Lewis exacts revenge for Eastie in City semi's

ROXBURY, Mass. -- It’s not easy to beat East Boston in boys basketball, but twice in one week? Try attaining Nirvana. New Mission fought to the last second to attempt this feat, but Eastie had a little more on the ball in the 64-59 win at Madison Park High, to advance to tomorrow’s city championship match against Charlestown.

“They got us Monday, but we got them today,” said Jets senior guard Walter Smith. He said that the talk around the state and in the city about Monday’s loss did not deter his squad from going head to head with New Mission. “We’ve got eleven guys in the locker room, along with coach Malcolm Smith, and we all believed that we could win.”

Through the first half, the Titans (15-4) kept the lead, but they got caught in Eastie’s undertow late in the second quarter. Up 24-13 at the three minute mark, Mission’s lead fell to six with 2:14 left in the quarter, and by the time the buzzer sounded, it had dwindled to just three points.

“We got outplayed in the second half,” said New Mission coach Cory McCarthy. “The foul trouble hurt, but we’ve got to play through that.”

Within the first minute of the third quarter, Eastie (16-4) overtook the lead at 32-30, and McCarthy and the boys were never able to get back on solid ground. Unable to move the ball due to Eastie’s full court man-to-man play, the New Mission team could not make first attempts, relying on second chance points and free throws.

With the taste of Monday’s loss still bitter on their taste buds, Eastie crashed the boards hard. 6-foot-3 sophomore Kenny Ramos (nine rebounds, six points) helped cement the third quarter takeover, getting three rebounds and scoring three of his five points in the quarter from the free throw line.

“We didn’t box out in key situations, we thought the game was going to come to us, instead of making an impact on it,” added McCarthy. “That’s how it was. They did a good job, the other team fought all the way til the end, and we fought about 95 percent. That’s the game of basketball, that’s East Boston-New Mission.”

“I told myself that I’ve got to play a lot more aggressive,” Ramos said to himself at halftime. “I’ve got to come out and help my team do whatever I can to win.”

The entire second half though belonged to Walter Lewis, who is comfortable at Madison Park and kept his feet up, grabbing rebounds, hustling after loose balls and shaking defenders, determined to make it to the hole.
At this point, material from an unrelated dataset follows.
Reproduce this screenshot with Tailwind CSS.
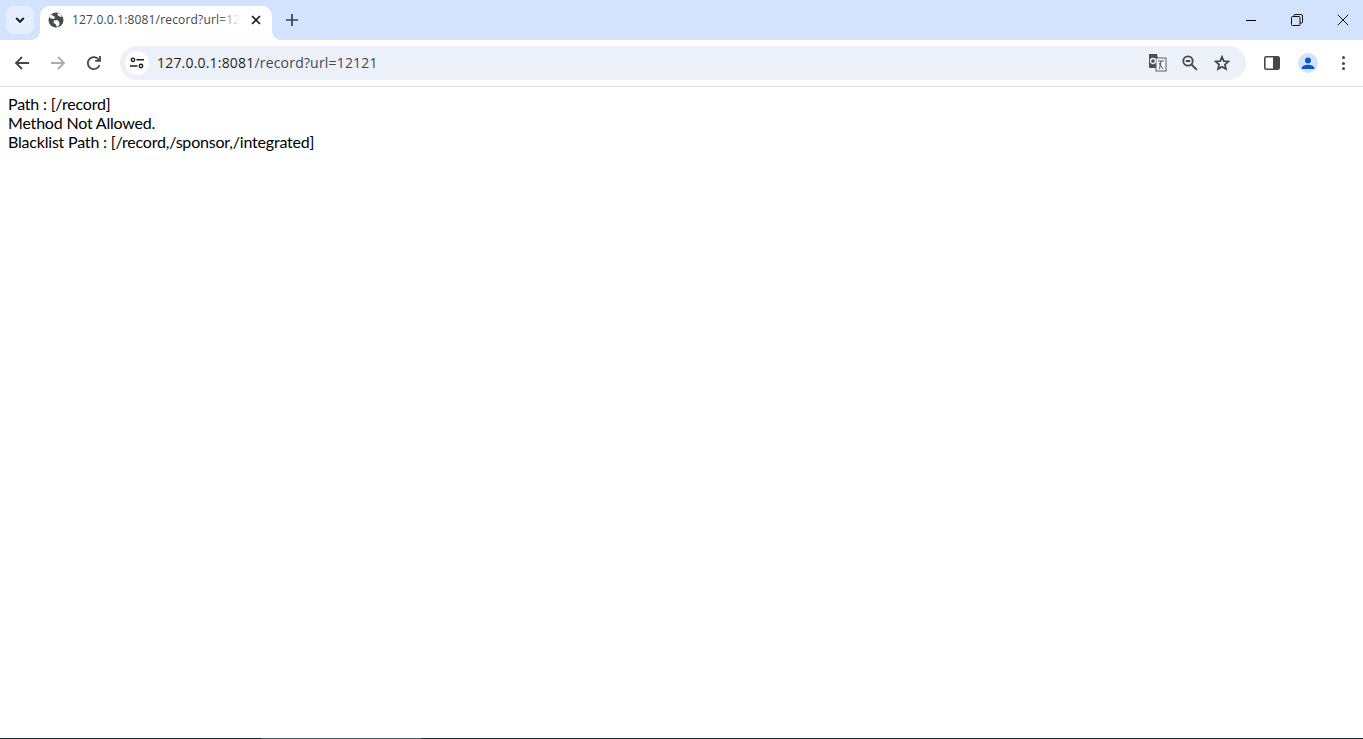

“Over the last six games, Walter’s been averaging 26 points,” said Smith. “Me and Walter go back and forth, but it was just his time today. It’s been his time actually all season, but you know this is a neighborhood battle. A lot of these guys live in the area, and Madison Park is where everybody [who plays basketball] comes. This is the pinnacle.”

Lewis ended the game with 25 points, including 19 in the second half. Crafty ball skills, relentless hustle and a tough shot to stop, he said coach Smith gives him the green light to play at times, but with the game so close, he took that green light and shifted into fourth gear.

“He gives me the leeway,” said Lewis. “But at the end I felt that I had to do it to keep us in the game.”